### Exercise prompt
Go through the records and copy each line where the word "this" occurs.

(Dataset entries)
____
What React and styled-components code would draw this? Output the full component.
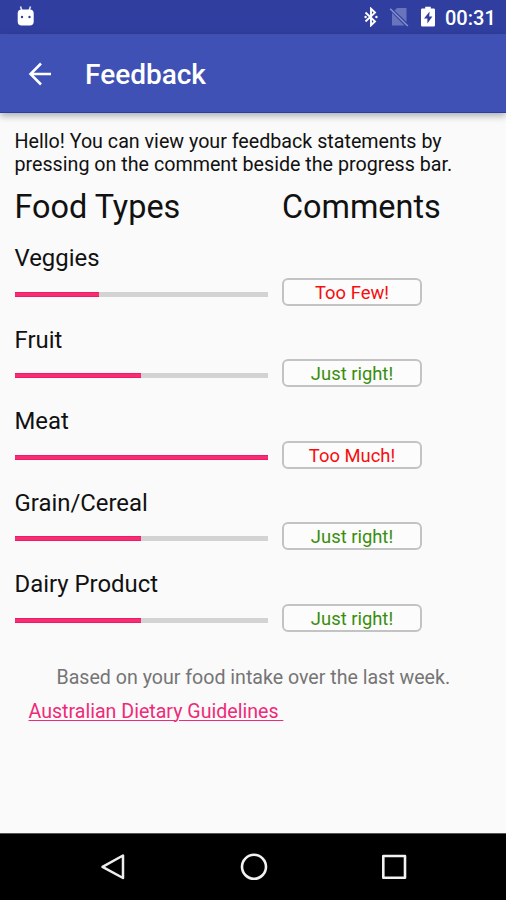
import React from "react";
import styled, { createGlobalStyle } from "styled-components";

const GlobalStyle = createGlobalStyle`
  * { box-sizing: border-box; }
  body { margin: 0; background: #fafafa; font-family: Roboto, "Noto Sans", sans-serif; }
`;

const Screen = styled.div`
  display: flex;
  flex-direction: column;
  width: 506px;
  height: 900px;
  overflow: hidden;
  background: #fafafa;
  color: #111;
`;

const StatusBar = styled.header`
  display: flex;
  align-items: center;
  flex: none;
  height: 34px;
  padding: 0 10px 0 16px;
  background: #303f9f;
  color: #fff;
`;

const StatusIcons = styled.div`
  display: flex;
  align-items: center;
  gap: 11px;
  margin-left: auto;
`;

const Clock = styled.span`
  width: 51px;
  margin: 2px 0 0 -2px;
  font-size: 20px;
  font-weight: 500;
  line-height: 34px;
  white-space: nowrap;
`;

const AppBar = styled.nav`
  display: flex;
  align-items: center;
  flex: none;
  height: 79px;
  padding-left: 28px;
  background: #3f51b5;
  border-bottom: 1px solid #2740a6;
  box-shadow: 0 3px 7px rgba(0, 0, 0, 0.3);
  color: #fff;
`;

const BackButton = styled.button`
  display: flex;
  margin-top: 1px;
  padding: 0;
  border: 0;
  background: none;
`;

const Title = styled.h1`
  margin: 4px 0 0 33px;
  font-size: 28px;
  font-weight: 500;
  line-height: 34px;
`;

const Content = styled.main`
  flex: 1;
  padding: 17px 0 0 14.5px;
`;

const Intro = styled.p`
  margin: 0;
  font-size: 19.68px;
  line-height: 23px;
  white-space: nowrap;
`;

const Columns = styled.div`
  display: grid;
  grid-template-columns: 253px 140px;
  column-gap: 14.5px;
`;

const Heading = styled.h2`
  margin: 11px 0 0;
  font-size: 32.4px;
  font-weight: 400;
  line-height: 40px;
  white-space: nowrap;
`;

const FoodRow = styled(Columns)`
  height: 81.5px;
  align-items: start;
`;

const Food = styled.div`
  padding-top: 16px;
`;

const FoodName = styled.div`
  height: 30px;
  font-size: 23.9px;
  line-height: 30px;
`;

const Track = styled.div`
  height: 5px;
  margin-top: 18.8px;
  background: #d3d3d3;
`;

const Fill = styled.div`
  height: 5px;
  background: #f62d74;
  border: solid #ef1b66;
  border-width: 1px 0;
`;

const Comment = styled.button`
  height: 28px;
  margin-top: 50.8px;
  padding: 1px 0 0;
  border: 2px solid #c3c3c3;
  border-radius: 6px;
  background: #fcfcfc;
  color: ${(p) => (p.$good ? "#388e0c" : "#f80d0d")};
  font: 400 18.4px/23px Roboto, sans-serif;
`;

const Basis = styled.p`
  margin: 31px 0 0 42px;
  font-size: 19.6px;
  line-height: 24px;
  color: #757575;
  white-space: nowrap;
`;

const GuideLink = styled.a`
  display: block;
  width: max-content;
  margin: 10px 0 0 14px;
  color: #ee2b78;
  font-size: 19.6px;
  line-height: 24px;
  text-decoration: underline;
  text-decoration-thickness: 1px;
  text-underline-offset: 2px;
  white-space: pre;
`;

const NavBar = styled.footer`
  display: flex;
  align-items: center;
  justify-content: space-between;
  flex: none;
  height: 67px;
  padding: 0 97px 0 98px;
  background: #000;
  border-top: 1px solid #555;
`;

const foods = [
  { name: "Veggies", value: 33.3, comment: "Too Few!", good: false },
  { name: "Fruit", value: 50, comment: "Just right!", good: true },
  { name: "Meat", value: 100, comment: "Too Much!", good: false },
  { name: "Grain/Cereal", value: 50, comment: "Just right!", good: true },
  { name: "Dairy Product", value: 50, comment: "Just right!", good: true },
];

export default function App() {
  return (
    <Screen>
      <GlobalStyle />
      <StatusBar>
        <svg width="20" height="24" viewBox="0 0 20 24">
          <path d="M4.500 1.500 6 6M14.500 1.500 13 6" stroke="#dfe3ff" strokeWidth="1.600" />
          <rect x="1.700" y="4.500" width="16" height="16" rx="4" fill="#fff" />
          <circle cx="6" cy="12" r="1.200" fill="#303f9f" />
          <circle cx="13.500" cy="12" r="1.200" fill="#303f9f" />
        </svg>
        <StatusIcons>
          <svg width="14" height="20" viewBox="0 0 14 20">
            <path d="M1.500 5.500 11 14.500 7 18.300V1.700L11 5.500 1.500 14.500" fill="none" stroke="#fff" strokeWidth="1.900" />
            <circle cx="1.600" cy="10" r="1.200" fill="#fff" />
            <circle cx="12.400" cy="10" r="1.200" fill="#fff" />
          </svg>
          <svg width="20" height="20" viewBox="0 0 20 20">
            <path d="M8 1H17.500V15L5.500 3.500zM3 5.700 15.500 18.500H3z" fill="#6974bc" />
            <path d="M1.200 1.800 18.800 19" stroke="#8690cd" strokeWidth="1.600" />
          </svg>
          <svg width="16" height="22" viewBox="0 0 16 22">
            <path d="M2.200 2.500h3V.800h5.600v1.700h3q1.200 0 1.200 1.200v15.600q0 1.200-1.200 1.200H2.200q-1.200 0-1.200-1.200V3.700q0-1.200 1.200-1.200z" fill="#fff" />
            <path d="M9.600 5.500 4 12.500h3.400V17.500L12.400 10.500H9.200z" fill="#303f9f" />
          </svg>
          <Clock>00:31</Clock>
        </StatusIcons>
      </StatusBar>
      <AppBar>
        <BackButton aria-label="Back">
          <svg width="24" height="24" viewBox="0 0 24 24" fill="none" stroke="#fff" strokeWidth="2.500">
            <path d="M23 12H2.500M13 1.500 2.500 12l10.500 10.500" />
          </svg>
        </BackButton>
        <Title>Feedback</Title>
      </AppBar>
      <Content>
        <Intro>
          Hello! You can view your feedback statements by
          <br />
          pressing on the comment beside the progress bar.
        </Intro>
        <Columns>
          <Heading>Food Types</Heading>
          <Heading>Comments</Heading>
        </Columns>
        {foods.map((f) => (
          <FoodRow key={f.name}>
            <Food>
              <FoodName>{f.name}</FoodName>
              <Track>
                <Fill style={{ width: `${f.value}%` }} />
              </Track>
            </Food>
            <Comment $good={f.good}>{f.comment}</Comment>
          </FoodRow>
        ))}
        <Basis>Based on your food intake over the last week.</Basis>
        <GuideLink href="#">{"Australian Dietary Guidelines "}</GuideLink>
      </Content>
      <NavBar>
        <svg width="30" height="30" viewBox="0 0 30 30" fill="none" stroke="#eee" strokeWidth="2.500" strokeLinejoin="round">
          <path d="M25 3.500V26L4.500 14.800z" />
        </svg>
        <svg width="30" height="30" viewBox="0 0 30 30" fill="none" stroke="#f2f2f2" strokeWidth="2.600">
          <circle cx="15" cy="14.800" r="12" />
        </svg>
        <svg width="30" height="30" viewBox="0 0 30 30" fill="none" stroke="#f2f2f2" strokeWidth="2.600" strokeLinejoin="round">
          <rect x="4.300" y="4" width="21.700" height="21.700" />
        </svg>
      </NavBar>
    </Screen>
  );
}
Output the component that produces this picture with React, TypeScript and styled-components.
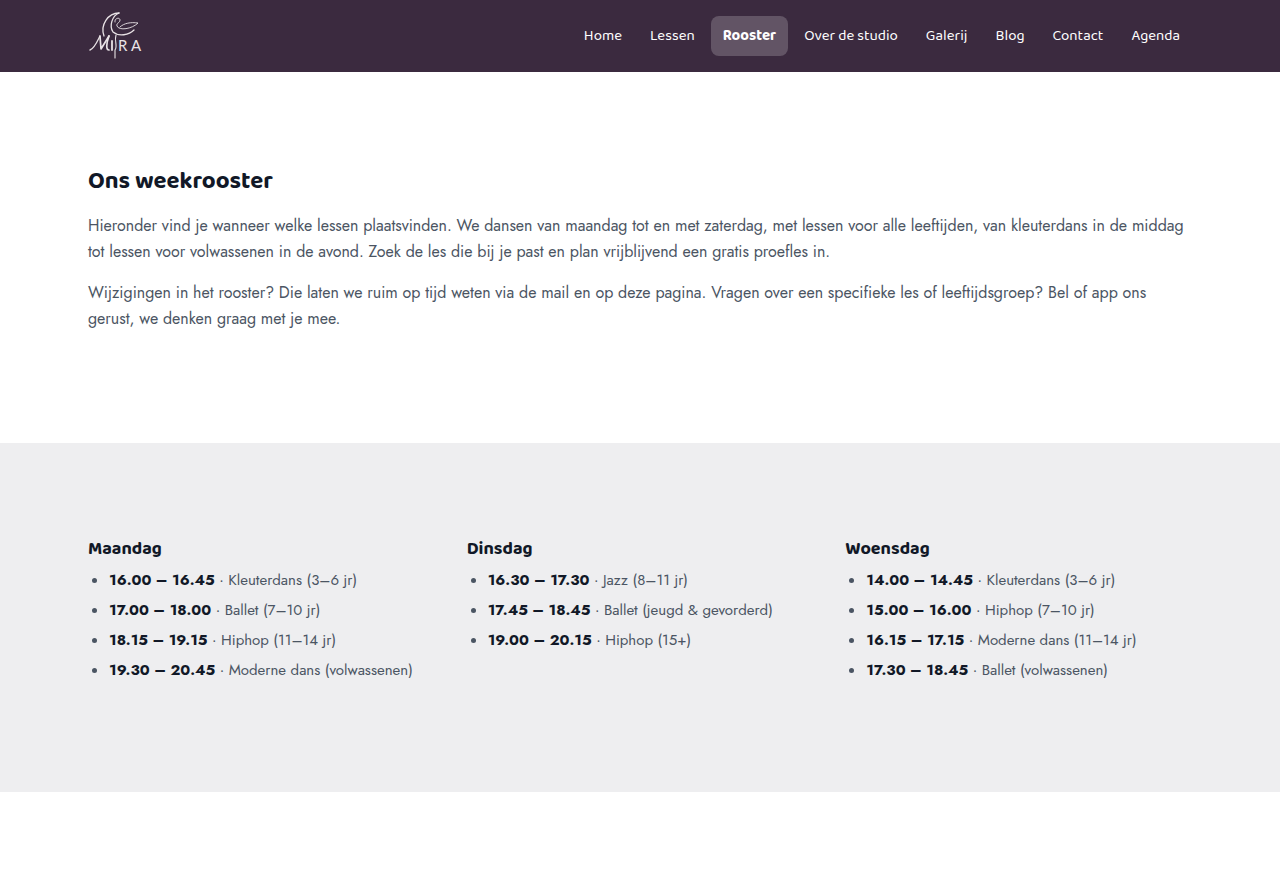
import React from "react";
import styled, { createGlobalStyle } from "styled-components";

const display = `"Baloo 2", "Noto Sans", sans-serif`;
const body = `Jost, Lato, sans-serif`;

const GlobalStyle = createGlobalStyle`
  *, *::before, *::after { box-sizing: border-box; }
  body { margin: 0; background: #fff; color: #4b5563; font: 16px/26px ${body}; }
`;

const Header = styled.header`
  background: #3b2a3f;
`;

const Container = styled.div`
  max-width: 1152px;
  margin: 0 auto;
  padding: 0 24px;
`;

const Bar = styled(Container)`
  display: flex;
  align-items: center;
  justify-content: space-between;
  min-height: 72px;
`;

const LogoLink = styled.a`
  display: block;
  height: 48px;
  color: #e9e3e6;
`;

const NavList = styled.ul`
  display: flex;
  gap: 4px;
  margin: 0;
  padding: 0;
  list-style: none;
`;

const NavLink = styled.a<{ $active?: boolean }>`
  display: block;
  padding: 8px 12px;
  border-radius: 8px;
  font: ${(p) => (p.$active ? 700 : 400)} 15px/24px ${display};
  color: #fff;
  text-decoration: none;
  white-space: nowrap;
  background: ${(p) => (p.$active ? "rgba(255, 255, 255, 0.2)" : "transparent")};
`;

const Section = styled.section<{ $tinted?: boolean }>`
  padding: 96px 0;
  background: ${(p) => (p.$tinted ? "#eeeef0" : "#fff")};
`;

const Title = styled.h2`
  margin: 0 0 18px;
  font: 700 24px/27px ${display};
  color: #111827;
`;

const Paragraph = styled.p`
  margin: 0 0 15px;
`;

const Days = styled.div`
  display: grid;
  grid-template-columns: repeat(3, 1fr);
  gap: 32px;
`;

const DayTitle = styled.h3`
  margin: 0 0 8px;
  font: 700 18px/20px ${display};
  color: #111827;
`;

const Lessons = styled.ul`
  display: grid;
  gap: 4px;
  margin: 0 0 13px;
  padding-left: 21px;
  font-size: 15px;
`;

const Time = styled.strong`
  font-weight: 700;
  color: #111827;
`;

const links = ["Home", "Lessen", "Rooster", "Over de studio", "Galerij", "Blog", "Contact", "Agenda"];

const days = [
  {
    name: "Maandag",
    lessons: [
      ["16.00 – 16.45", "Kleuterdans (3–6 jr)"],
      ["17.00 – 18.00", "Ballet (7–10 jr)"],
      ["18.15 – 19.15", "Hiphop (11–14 jr)"],
      ["19.30 – 20.45", "Moderne dans (volwassenen)"],
    ],
  },
  {
    name: "Dinsdag",
    lessons: [
      ["16.30 – 17.30", "Jazz (8–11 jr)"],
      ["17.45 – 18.45", "Ballet (jeugd & gevorderd)"],
      ["19.00 – 20.15", "Hiphop (15+)"],
    ],
  },
  {
    name: "Woensdag",
    lessons: [
      ["14.00 – 14.45", "Kleuterdans (3–6 jr)"],
      ["15.00 – 16.00", "Hiphop (7–10 jr)"],
      ["16.15 – 17.15", "Moderne dans (11–14 jr)"],
      ["17.30 – 18.45", "Ballet (volwassenen)"],
    ],
  },
];

function Logo() {
  return (
    <svg width="56" height="48" viewBox="0 0 56 48" fill="none" stroke="currentColor" strokeLinecap="round" strokeLinejoin="round" role="img" aria-label="Mira">
      <path d="M31 1C20 1 12 13 16 24" strokeWidth="1.3" />
      <path d="M31 1C24 4 21 14 25 20C31 25 41 23 46 18" strokeWidth="1.3" />
      <path d="M27 10C26 6 32 5 32 8C32 11 28 11 29 14C31 19 44 17 50 11C43 10 36 11 32 15" strokeWidth=".9" />
      <path d="M2 38C6 37 9 30 12 24" strokeWidth="1.3" />
      <path d="M12 24L13 37L21 24" strokeWidth="1.7" />
      <path d="M21 24C18 32 18 38 21 38" strokeWidth="1.7" />
      <path d="M24 29V38" strokeWidth="1.8" />
      <path d="M28 23C26 29 30 34 27 38L27 46" strokeWidth="1.1" />
      <text x="30" y="39" fontFamily="Lato, sans-serif" fontSize="15" fill="currentColor" stroke="none">R</text>
      <text x="43" y="39" fontFamily="Lato, sans-serif" fontSize="15" fill="currentColor" stroke="none">A</text>
    </svg>
  );
}

export default function App() {
  return (
    <>
      <GlobalStyle />
      <Header>
        <Bar>
          <LogoLink href="#home"><Logo /></LogoLink>
          <nav aria-label="Hoofdmenu">
            <NavList>
              {links.map((label) => (
                <li key={label}>
                  <NavLink href="#" $active={label === "Rooster"}>{label}</NavLink>
                </li>
              ))}
            </NavList>
          </nav>
        </Bar>
      </Header>
      <main>
        <Section>
          <Container>
            <Title>Ons weekrooster</Title>
            <Paragraph>
              Hieronder vind je wanneer welke lessen plaatsvinden. We dansen van maandag tot en met zaterdag, met lessen voor alle leeftijden, van kleuterdans in de middag tot lessen voor volwassenen in de avond. Zoek de les die bij je past en plan vrijblijvend een gratis proefles in.
            </Paragraph>
            <Paragraph>
              Wijzigingen in het rooster? Die laten we ruim op tijd weten via de mail en op deze pagina. Vragen over een specifieke les of leeftijdsgroep? Bel of app ons gerust, we denken graag met je mee.
            </Paragraph>
          </Container>
        </Section>
        <Section $tinted>
          <Container>
            <Days>
              {days.map((day) => (
                <div key={day.name}>
                  <DayTitle>{day.name}</DayTitle>
                  <Lessons>
                    {day.lessons.map(([time, lesson]) => (
                      <li key={time}><Time>{time}</Time> · {lesson}</li>
                    ))}
                  </Lessons>
                </div>
              ))}
            </Days>
          </Container>
        </Section>
      </main>
    </>
  );
}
____
### Task solution
What React and styled-components code would draw this? Output the full component.
Output the component that produces this picture with React, TypeScript and styled-components.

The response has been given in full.